Wait, what? That wasn't the end, was it? Was that the last chapter?

 

Omg, I'm so confused! lol But I am so happy Dave decided to man-up and kiss Dan. :)

 

I want to know though, how long has Dave been feeling this way towards other guys? Or was it just reading "Byron's" stories that got to him? I mean, he didn't wake up one day and go, "Oh, I think I'll check out some blokes today."

 

Damn, I hope there's more.

On 11/24/2013 03:26 PM, Lisa said:
Wait, what? That wasn't the end, was it? Was that the last chapter?

 

Omg, I'm so confused! lol But I am so happy Dave decided to man-up and kiss Dan. :)

 

I want to know though, how long has Dave been feeling this way towards other guys?
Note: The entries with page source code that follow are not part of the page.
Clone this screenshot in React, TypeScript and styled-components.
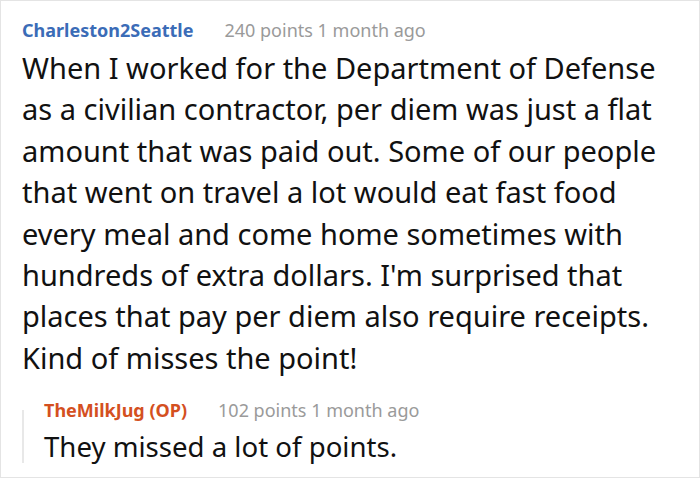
import React from 'react';
import styled, { createGlobalStyle } from 'styled-components';

const GlobalStyle = createGlobalStyle`
  html, body {
    margin: 0;
    padding: 0;
    background: #ffffff;
  }
  body {
    font-family: "Noto Sans", "Open Sans", sans-serif;
  }
`;

// ----------------------------------------------------------------------

const Card = styled.div`
  box-sizing: border-box;
  width: 700px;
  height: 478px;
  overflow: hidden;
  border: 1px solid #e4e4e4;
  background: #ffffff;
  padding: 17px 10px 0 21px;
`;

const Header = styled.div`
  display: flex;
  align-items: baseline;
  gap: 31px;
  font-size: 18px;
  line-height: 24px;
`;

const Author = styled.span<{ $op?: boolean }>`
  font-weight: 700;
  color: ${({ $op }) => ($op ? '#d4501f' : '#3b6cb7')};
`;

const Meta = styled.span`
  color: #9a9a9a;
`;

const Body = styled.p<{ $size?: number }>`
  margin: 5px 0 0;
  font-size: ${({ $size }) => $size ?? 29}px;
  line-height: 41.4px;
  color: #111111;
`;

const Reply = styled.div`
  position: relative;
  margin-top: 20px;
  padding-left: 22px;

  &::before {
    content: '';
    position: absolute;
    left: 0;
    top: 12px;
    bottom: 5px;
    width: 2px;
    background: #e8e8e8;
  }

  ${Body} {
    margin-top: 4px;
  }
`;

interface CommentProps {
  author: string
  points: number
  age: string
  op?: boolean
  size?: number
  children: React.ReactNode
}

const Comment = ({ author, points, age, op, size, children }: CommentProps) => (
  <>
    <Header>
      <Author $op={op}>{author}</Author>
      <Meta>{points} points {age}</Meta>
    </Header>
    <Body $size={size}>{children}</Body>
  </>
);

export default function App() {
  return (
    <>
      <GlobalStyle />
      <Card>
        <Comment author="Charleston2Seattle" points={240} age="1 month ago">
          When I worked for the Department of Defense as a civilian contractor, per diem was just a flat
          amount that was paid out. Some of our people that went on travel a lot would eat fast food every
          meal and come home sometimes with hundreds of extra dollars. I'm surprised that places that pay
          per diem also require receipts. Kind of misses the point!
        </Comment>
        <Reply>
          <Comment author="TheMilkJug (OP)" points={102} age="1 month ago" op size={27.6}>
            They missed a lot of points.
          </Comment>
        </Reply>
      </Card>
    </>
  );
}
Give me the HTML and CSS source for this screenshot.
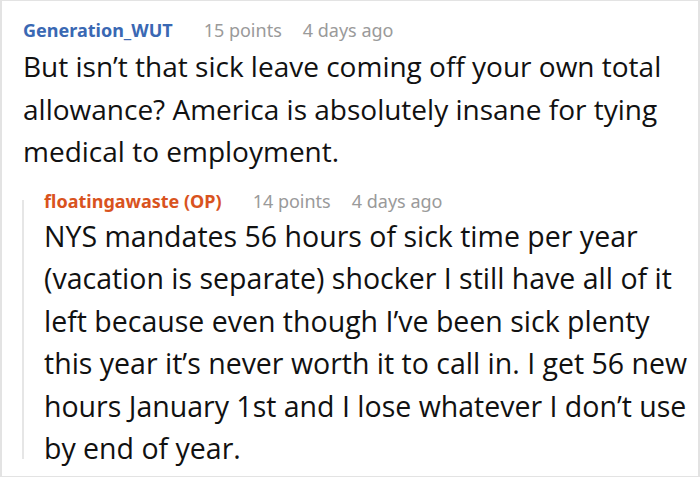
FILE: index.html
```html
<!DOCTYPE html>
<html>
<head>
<meta charset="utf-8">
<link rel="stylesheet" href="styles.css">
</head>
<body>
<div class="frame">
  <div class="comment">
    <div class="meta">
      <span class="author author-blue">Generation_WUT</span>
      <span class="points">15 points</span>
      <span class="time">4 days ago</span>
    </div>
    <p class="text text-first">But isn’t that sick leave coming off your own total allowance? America is absolutely insane for tying medical to employment.</p>
  </div>
  <div class="reply">
    <div class="meta">
      <span class="author author-op">floatingawaste (OP)</span>
      <span class="points">14 points</span>
      <span class="time">4 days ago</span>
    </div>
    <p class="text text-reply">NYS mandates 56 hours of sick time per year (vacation is separate) shocker I still have all of it left because even though I’ve been sick plenty this year it’s never worth it to call in. I get 56 new hours January 1st and I lose whatever I don’t use by end of year.</p>
  </div>
</div>
</body>
</html>
```

FILE: styles.css
```css
html, body {
  margin: 0;
  padding: 0;
  background: #ffffff;
}

.frame {
  box-sizing: border-box;
  width: 700px;
  height: 477px;
  border: 1px solid #e3e3e3;
  border-left-width: 2px;
  border-right-width: 2px;
  padding: 17px 20px 0 20px;
  font-family: "Noto Sans", "Open Sans", sans-serif;
  color: #111111;
  overflow: hidden;
}

.meta {
  display: flex;
  align-items: center;
  height: 24px;
  font-size: 18px;
  line-height: 24px;
  white-space: nowrap;
}

.author {
  font-weight: 700;
  margin-right: 31px;
}

.author-blue {
  color: #3a68b3;
}

.author-op {
  color: #d9531e;
}

.points {
  color: #9a9a9a;
  margin-right: 21px;
}

.time {
  color: #9a9a9a;
}

.text {
  margin: 0;
  line-height: 42.5px;
}

.text-first {
  font-family: "Open Sans", "Noto Sans", sans-serif;
  font-size: 28px;
  margin-top: 3px;
  width: 665px;
}

.text-reply {
  font-family: "Open Sans", "Noto Sans", sans-serif;
  font-size: 28.5px;
  margin-top: 1.5px;
  width: 652px;
}

.comment {
  margin-left: 1px;
}

.reply {
  position: relative;
  margin-top: 16.5px;
  padding-left: 22px;
}

.reply::before {
  content: "";
  position: absolute;
  left: 0;
  top: 11px;
  height: 259px;
  width: 2px;
  background: #e6e6e6;
}
```
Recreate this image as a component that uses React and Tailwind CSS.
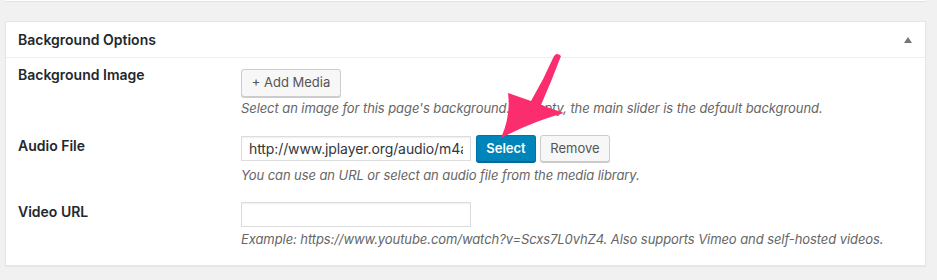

Or was it just reading "Byron's" stories that got to him? I mean, he didn't wake up one day and go, "Oh, I think I'll check out some blokes today."

 

Damn, I hope there's more.

Naw, Part 5 is the final part, but this is definitely NOT the final chapter :). There are a few loose ends to tie-up and there needs to be more content before this story can be brought to a close.

 

I found this chapter really difficult to write, but I'm glad you like it :D

 

What I will say is... more will be revealed lol.